Le paradoxe de la revendication d’un libre accès aux DSI est double. Le premier est qu’il ne concerne que les DSI enregistrées dans des bases de données publiques, pas les bases de données privées. Le second tient à l’outil juridique qu’est le brevet. Ce dernier peut aujourd’hui être obtenu pour un procédé, un produit ou une « information » génétique. En effet, les séquences génétiques matérielles ou sous forme numérique sont brevetables. Une fois obtenu, un brevet couvre la ou les informations ou séquences génétiques revendiquées ainsi que tout organisme les contenant et exprimant leur fonction revendiquée. Or, les brevets ne comportent aucune obligation de libre-accès à l’objet breveté pour la recherche, au contraire. Dès lors, des organismes contenant les séquences génétiques numérisées dans des bases de données publiques pourraient bien in fine être couverts par ces brevets, via l’utilisation d’une nouvelle technique de modification génétique par exemple. Des nouvelles techniques pour lesquelles leurs promoteurs ne cessent d’ailleurs de répéter que la séquence génétique modifiée obtenue peut être similaire à une séquence génétique naturelle…
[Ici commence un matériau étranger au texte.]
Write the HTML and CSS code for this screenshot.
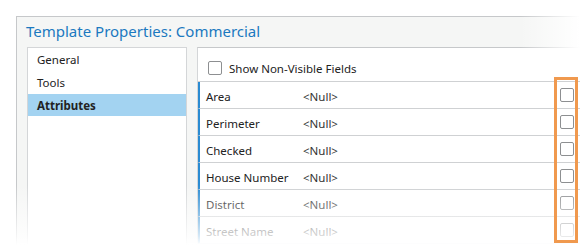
FILE: index.html
```html
<!DOCTYPE html>
<html>
<head>
    <title>Template Properties</title>
    <link rel="stylesheet" href="styles.css">
</head>
<body>
    <div class="window">
        <div class="title">Template Properties: Commercial</div>
        <div class="content">
            <ul class="sidebar">
                <li>General</li>
                <li>Tools</li>
                <li class="selected">Attributes</li>
            </ul>
            <div class="main">
                <label class="toggle"><span class="box"></span>Show Non-Visible Fields</label>
                <div class="row"><span class="name">Area</span><span class="value">&lt;Null&gt;</span><span class="box"></span></div>
                <div class="row"><span class="name">Perimeter</span><span class="value">&lt;Null&gt;</span><span class="box"></span></div>
                <div class="row"><span class="name">Checked</span><span class="value">&lt;Null&gt;</span><span class="box"></span></div>
                <div class="row"><span class="name">House Number</span><span class="value">&lt;Null&gt;</span><span class="box"></span></div>
                <div class="row"><span class="name">District</span><span class="value">&lt;Null&gt;</span><span class="box"></span></div>
                <div class="row"><span class="name">Street Name</span><span class="value">&lt;Null&gt;</span><span class="box"></span></div>
            </div>
        </div>
    </div>
    <div class="fade-right"></div>
    <div class="fade-bottom"></div>
    <div class="highlight"></div>
</body>
</html>
```

FILE: styles.css
```css
body {
    font-family: "Segoe UI", "Noto Sans", sans-serif;
    background: #ffffff;
    margin: 0;
    width: 580px;
    height: 245px;
    overflow: hidden;
    position: relative;
}

.window {
    margin: 16px 0 0 16px;
    border-top: 1px solid #c6c8ca;
    border-left: 1px solid #c6c8ca;
    background: #f5f6f5;
    height: 228px;
    overflow: hidden;
}

.title {
    height: 30px;
    padding-left: 9px;
    font-size: 15px;
    line-height: 29px;
    color: #1b79c0;
}

.content {
    display: flex;
    padding-left: 10px;
}

.sidebar {
    list-style: none;
    margin: 0;
    padding: 0;
    width: 158px;
    height: 198px;
    background: #ffffff;
    border: 1px solid #d4d6d8;
    border-bottom: none;
}

.sidebar li {
    height: 23px;
    line-height: 23px;
    padding-left: 9px;
    font-size: 11.5px;
    color: #222222;
}

.sidebar li.selected {
    background: #a3d3f1;
    font-weight: bold;
    height: 22px;
}

.main {
    margin-left: 10px;
    flex: 1;
    height: 198px;
    overflow: hidden;
    background: #ffffff;
    border-top: 1px solid #c6c8ca;
    border-left: 1px solid #d4d6d8;
}

.toggle {
    display: flex;
    align-items: center;
    height: 34px;
    padding: 7px 0 0 10px;
    box-sizing: border-box;
    border-bottom: 1px solid #cfd1d3;
    font-size: 11.5px;
    color: #222222;
}

.toggle .box {
    margin-right: 7px;
}

.box {
    display: inline-block;
    width: 12px;
    height: 12px;
    border: 1px solid #8d8f91;
    border-radius: 2px;
    background: #ffffff;
}

.row {
    display: flex;
    align-items: center;
    height: 26px;
    padding-top: 2px;
    box-sizing: border-box;
    height: 27px;
    border-bottom: 1px solid #cfd1d3;
    border-left: 3px solid #2a8bd2;
    margin-left: -1px;
    font-size: 11.5px;
    color: #222222;
}

.row .name {
    width: 97px;
    padding-left: 6px;
}

.row .value {
    flex: 1;
    color: #333333;
}

.row .box {
    margin: -2px 6px 0 0;
}

.fade-right {
    position: absolute;
    top: 0;
    right: 0;
    width: 60px;
    height: 80px;
    background: linear-gradient(to right, rgba(255, 255, 255, 0), #ffffff);
}

.fade-bottom {
    position: absolute;
    left: 0;
    right: 0;
    top: 185px;
    height: 60px;
    background: linear-gradient(to bottom, rgba(255, 255, 255, 0), rgba(255, 255, 255, 0.8) 85%, #ffffff);
}

.highlight {
    position: absolute;
    left: 554px;
    top: 77px;
    width: 18px;
    height: 160px;
    border: 3px solid #f0994e;
}
```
Avec l’UE, le paradoxe entre libre-accès aux DSI et brevetabilité des séquences et des informations génétiques est flagrant. Son droit des brevets est ancré sur un argumentaire de soutien à la recherche et à l’innovation. Lors de l’adoption, en 1998, de la législation sur la protection juridique des inventions biotechnologiques [5], le législateur européen défendait que « la protection des inventions biotechnologiques revêtira certainement une importance essentielle pour le développement industriel de la Communauté ». Il prévoyait également l’extension de « la protection conférée par un brevet à un produit contenant une information génétique ou consistant en une information génétique à toute matière […] dans laquelle le produit est incorporé et dans laquelle l’information génétique est contenue et exerce sa fonction ». Cette protection était d’autant plus justifiée à ses yeux que, « dans le domaine du génie génétique, la recherche et le développement exigent une somme considérable d’investissements à haut risque que seule une protection juridique adéquate peut permettre de rentabiliser » comme la rappelé l’UE pour défendre le libre accès aux DSI.
La dimension économique des positions défendues se lit assez clairement dans la législation européenne sur les brevets. Le projet Earth BioGenome lui-même affirme que « dans les génomes se trouvent des secrets qui […] pourraient conduire à des approches radicalement nouvelles pour limiter les effets du changement climatique sur la biodiversité, améliorer l’agriculture, […] sauver des espèces, réparer des écosystèmes »… mais également, sinon surtout, « construire une bioéconomie globale durable » ! Alors que les coûts du séquençage sont socialisés via la recherche publique et que des pays essayent d’assurer un accès gratuit au matériel de base sans lequel cette bioéconomie ne pourra se développer, les brevets, eux, participent à en privatiser non seulement les bénéfices, mais aussi l’accès et l’utilisation.
[1] , « Séquencer le génome de l’ensemble des êtres vivants sur Terre », Inf’OGM, 27 août 2019
[2] The Earth BioGenome Project 2020 : Starting the clock, Harris A. Lewin, Stephen Richards, Erez Lieberman and Guojie Zhang, January 18, 2022, PNAS Vol.119 (4).
[3] , « Les États se mobilisent fortement sur la numérisation du vivant », Inf’OGM, 19 mai 2022
[4] Pour lire directement les interventions, voir : CBD/WG2020/3/7, Report of the Open-ended Working Group on the Post-2020 Global Biodiversity Framework on its third meeting (part II).
[5] Directive 98/44/CE du Parlement européen et du Conseil du 6 juillet 1998 relative à la protection juridique des inventions biotechnologiques.